The 2024 Aussie summer of tennis came to a fitting conclusion with a record-breaking Australian Open, yet the tennis world keeps turning.
The stars of women's tennis are currently working their way through the Middle East while this week there are concurrent ATP events on three different continents (Rotterdam, Delray Beach and Buenos Aires).
Following tweaks to the calendar, February has a slightly different look and feel, as will other parts of the upcoming season.
Here are five things you need to know about how professional tennis will play out in 2024.
1. New-look WTA 1000 series
In 2023, February’s Middle East swing was expanded to a three-week series through Abu Dhabi, Doha and Dubai.
In 2024, it grows further, with the Doha and Dubai tournaments permanently elevated to WTA 1000 status. Previously, they alternated between 500 and 1000 classification each year; whenever Doha was the 1000 tournament, Dubai was the 500, and the following year they would swap.
Doha and Dubai are the first two of 10 WTA 1000 tournaments in 2024, up from nine in 2023. The China Open in Beijing will expand to a 96-player draw over two weeks, while Wuhan could potentially return to the calendar – after a five-year absence – as the final WTA 1000 event of the season in the week of 7 October.
All tournament winners in this category will receive 1000 points as part of the WTA’s ranking point distribution changes in 2024.
2. Streamlined North American spring
Prior to March’s ‘Sunshine Double’ – the back-to-back staging of two-week events in Indian Wells and Miami – players will have additional opportunities to compete in the same region.
The ATP has moved its Los Cabos event from July to February, the week before to Acapulco, giving men the option of an uninterrupted eight weeks on North American hard courts (Dallas > Delray Beach > Los Cabos > Acapulco > Indian Wells > Miami)
The WTA has rescheduled its September tournament in San Diego to February, the week before Indian Wells.
3. The Olympic tennis event returns
The Paris 2024 Olympics means there will be a new tournament on the calendar beginning 27 July, overlapping with the WTA 500 event in Washington DC.
The Olympic Tennis Event will be staged on clay at Roland Garros; this could have the flow-on effect of boosting typically minor post-Wimbledon clay-court events, as players seek match practice ahead of their Olympic bid.
Those events are WTA 250 tournaments in Budapest, Palermo, Prague and Hamburg, while the men also play in Hamburg, as well as ATP 250 tournaments in Bastad, Gstaad, Kitzbuhel and Umag.
4. Re-worked Asian swing
After the US Open, professional tennis heads to Asia, with a total of 16 events – 10 of those being WTA tournaments.
On the women’s side, notable changes include the elevation of Seoul’s Korea Open to 500 status, the later staging of the 500-level Pan Pacific Open in Tokyo, and the fact the WTA Elite Trophy in Zhuhai won’t be staged at all. There’s also the potential return of Wuhan, currently listed as ‘TBD’ in the WTA 2024 calendar.
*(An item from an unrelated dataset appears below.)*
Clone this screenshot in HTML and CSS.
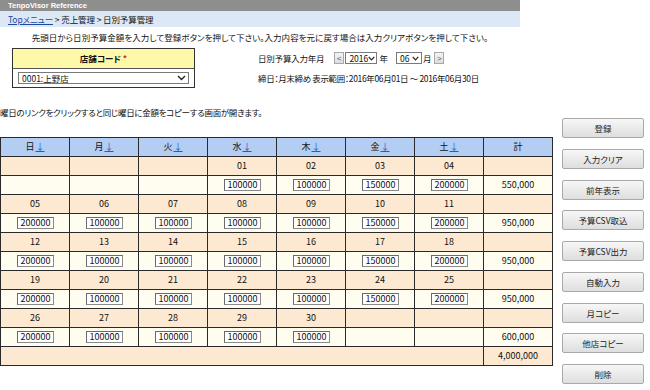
FILE: index.html
```html
<!DOCTYPE html>
<html lang="ja">
<head>
<meta charset="utf-8">
<title>日別予算管理</title>
<link rel="stylesheet" href="styles.css">
</head>
<body>
<div class="top">
  <div class="titlebar">TenpoVisor Reference</div>
  <div class="crumb"><a href="#" class="link">Topメニュー</a> &gt; 売上管理 &gt; 日別予算管理</div>
  <p class="instr">先頭日から日別予算金額を入力して登録ボタンを押して下さい。入力内容を元に戻す場合は入力クリアボタンを押して下さい。</p>
  <div class="formrow">
    <div class="storebox">
      <div class="storehead">店舗コード <span class="req">*</span></div>
      <div class="storebody">
        <div class="sel storesel"><span>0001:上野店</span><svg class="chev" width="9" height="6" viewBox="0 0 9 6"><path d="M1 1 L4.5 4.5 L8 1" fill="none" stroke="#222" stroke-width="1.4"/></svg></div>
      </div>
    </div>
    <div class="period">
      <div class="ymrow">
        <span class="lbl">日別予算入力年月</span>
        <span class="navbtn">&lt;</span>
        <span class="sel ysel"><span>2016</span><svg class="chev" width="7" height="5" viewBox="0 0 7 5"><path d="M0.7 0.8 L3.5 3.8 L6.3 0.8" fill="none" stroke="#222" stroke-width="1.2"/></svg></span>
        <span class="unit">年</span>
        <span class="sel msel"><span>06</span><svg class="chev" width="7" height="5" viewBox="0 0 7 5"><path d="M0.7 0.8 L3.5 3.8 L6.3 0.8" fill="none" stroke="#222" stroke-width="1.2"/></svg></span>
        <span class="unit unit2">月</span>
        <span class="navbtn">&gt;</span>
      </div>
      <div class="range">締日：月末締め 表示範囲：2016年06月01日 ～ 2016年06月30日</div>
    </div>
  </div>
</div>
<div class="main">
  <div class="left">
    <p class="notice">曜日のリンクをクリックすると同じ曜日に金額をコピーする画面が開きます。</p>
    <table class="cal">
      <colgroup><col><col><col><col><col><col><col><col></colgroup>
      <tr class="hd">
        <th>日<a href="#" class="arr">↓</a></th><th>月<a href="#" class="arr">↓</a></th><th>火<a href="#" class="arr">↓</a></th><th>水<a href="#" class="arr">↓</a></th><th>木<a href="#" class="arr">↓</a></th><th>金<a href="#" class="arr">↓</a></th><th>土<a href="#" class="arr">↓</a></th><th>計</th>
      </tr>
      <tr class="dt"><td></td><td></td><td></td><td>01</td><td>02</td><td>03</td><td>04</td><td></td></tr>
      <tr class="in"><td></td><td></td><td></td><td><span class="inp">100000</span></td><td><span class="inp">100000</span></td><td><span class="inp">150000</span></td><td><span class="inp">200000</span></td><td>550,000</td></tr>
      <tr class="dt"><td>05</td><td>06</td><td>07</td><td>08</td><td>09</td><td>10</td><td>11</td><td></td></tr>
      <tr class="in"><td><span class="inp">200000</span></td><td><span class="inp">100000</span></td><td><span class="inp">100000</span></td><td><span class="inp">100000</span></td><td><span class="inp">100000</span></td><td><span class="inp">150000</span></td><td><span class="inp">200000</span></td><td>950,000</td></tr>
      <tr class="dt"><td>12</td><td>13</td><td>14</td><td>15</td><td>16</td><td>17</td><td>18</td><td></td></tr>
      <tr class="in"><td><span class="inp">200000</span></td><td><span class="inp">100000</span></td><td><span class="inp">100000</span></td><td><span class="inp">100000</span></td><td><span class="inp">100000</span></td><td><span class="inp">150000</span></td><td><span class="inp">200000</span></td><td>950,000</td></tr>
      <tr class="dt"><td>19</td><td>20</td><td>21</td><td>22</td><td>23</td><td>24</td><td>25</td><td></td></tr>
      <tr class="in"><td><span class="inp">200000</span></td><td><span class="inp">100000</span></td><td><span class="inp">100000</span></td><td><span class="inp">100000</span></td><td><span class="inp">100000</span></td><td><span class="inp">150000</span></td><td><span class="inp">200000</span></td><td>950,000</td></tr>
      <tr class="dt"><td>26</td><td>27</td><td>28</td><td>29</td><td>30</td><td></td><td></td><td></td></tr>
      <tr class="in"><td><span class="inp">200000</span></td><td><span class="inp">100000</span></td><td><span class="inp">100000</span></td><td><span class="inp">100000</span></td><td><span class="inp">100000</span></td><td></td><td></td><td>600,000</td></tr>
      <tr class="dt tot"><td colspan="7"></td><td>4,000,000</td></tr>
    </table>
  </div>
  <div class="btns">
    <button class="btn">登録</button>
    <button class="btn">入力クリア</button>
    <button class="btn">前年表示</button>
    <button class="btn">予算CSV取込</button>
    <button class="btn">予算CSV出力</button>
    <button class="btn">自動入力</button>
    <button class="btn">月コピー</button>
    <button class="btn">他店コピー</button>
    <button class="btn">削除</button>
  </div>
</div>
</body>
</html>
```
FILE: styles.css
```css
* { box-sizing: border-box; }
html, body { margin: 0; padding: 0; background: #fff; }
body {
  font-family: "Noto Sans CJK JP", "Noto Sans", sans-serif;
  font-size: 8.5px;
  color: #111;
  font-feature-settings: "palt";
}
.top { width: 520px; }
.titlebar {
  height: 11px;
  background: #8e8e8e;
  color: #fff;
  font-family: "Liberation Sans", Arial, sans-serif;
  font-weight: bold;
  font-size: 7.5px;
  line-height: 11px;
  padding-left: 8px;
}
.crumb {
  height: 16px;
  background: #dce8f6;
  line-height: 16px;
  padding-left: 8px;
  letter-spacing: -0.1px;
}
.link { color: #1a4aa0; text-decoration: underline; }
.instr {
  margin: 4px 0 0 0;
  height: 12px;
  line-height: 12px;
  text-align: center;
  letter-spacing: 0.05px;
}
.formrow {
  display: flex;
  margin-top: 5px;
}
.storebox {
  margin-left: 12px;
  width: 183px;
  height: 40px;
  border: 1px solid #333;
}
.storehead {
  height: 20px;
  background: #fdf9a9;
  border-bottom: 1px solid #555;
  text-align: center;
  line-height: 19px;
  font-weight: bold;
}
.req { color: #d2231b; }
.storebody { padding: 3px 5px 0 5px; }
.sel {
  display: inline-flex;
  align-items: center;
  justify-content: space-between;
  height: 12px;
  border: 1px solid #7a7a7a;
  background: #fff;
  padding: 0 2px 0 3px;
  line-height: 10px;
}
.storesel { width: 171px; display: flex; }
.chev { display: block; flex: none; }
.period {
  margin-left: 63px;
  padding-top: 4px;
}
.ymrow {
  display: flex;
  align-items: center;
  height: 12px;
}
.lbl { margin-right: 10px; letter-spacing: -0.2px; }
.navbtn {
  display: inline-flex;
  align-items: center;
  justify-content: center;
  width: 10px;
  height: 12px;
  border: 1px solid #a8a8a8;
  background: linear-gradient(#f4f4f4, #dedede);
  color: #555;
  font-family: "Liberation Sans", Arial, sans-serif;
  font-size: 8px;
  margin-right: 1px;
}
.ysel { width: 32px; }
.msel { width: 26px; margin-left: 8px; }
.unit { margin-left: 2px; margin-right: 0; }
.unit2 { margin-right: 3px; margin-left: 1px; }
.range {
  margin-top: 8px;
  height: 12px;
  line-height: 12px;
  letter-spacing: -0.35px;
}
.main {
  display: flex;
  margin-top: 18px;
}
.left { width: 553px; }
.notice {
  margin: 0 0 19px 0;
  height: 12px;
  line-height: 12px;
  letter-spacing: -0.3px;
}
.cal {
  border-collapse: collapse;
  table-layout: fixed;
  width: 553px;
}
.cal col { width: 69px; }
.cal th, .cal td {
  border: 1px solid #2a2a2a;
  padding: 0;
  text-align: center;
  height: 19px;
  font-size: 9px;
  font-weight: normal;
  line-height: 12px;
}
.cal tr.hd th { background: #b4cdf3; }
.arr { color: #1f5fc0; text-decoration: underline; margin-left: 1px; }
.cal tr.dt td { background: #fde9d2; }
.cal tr.in td { background: #fffdf0; }
.inp {
  display: inline-block;
  width: 37px;
  height: 12px;
  line-height: 10px;
  border: 1px solid #8a8a8a;
  border-top-color: #6a6a6a;
  border-left-color: #6a6a6a;
  background: #fff;
  text-align: right;
  padding-right: 2px;
  vertical-align: middle;
}
.btns {
  margin-left: 9px;
  padding-top: 12px;
  display: flex;
  flex-direction: column;
  gap: 10.75px;
}
.btn {
  width: 82px;
  height: 20px;
  border: 1px solid #a9a9a9;
  border-radius: 2px;
  background: linear-gradient(#f7f7f7, #dedede);
  font-family: "Noto Sans CJK JP", sans-serif;
  font-feature-settings: "palt";
  font-size: 8.5px;
  color: #222;
  padding: 0;
}
```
For the men, the ATP Japan Open returns to its typical calendar slot with the concurrent 500 event in Beijing; both events precede the Masters 1000 tournament in Shanghai.
5. Other notes
On the WTA Tour, Seoul is one of five tournaments – the others being Linz, Strasbourg, Bad Homburg and Monterrey – being elevated from 250 to 500 level in 2024.
While the ATP 500 series of tournaments remains unchanged this year from 2023, the ATP announced that events in Dallas, Doha and Munich would be upgraded to 500 status from 2025.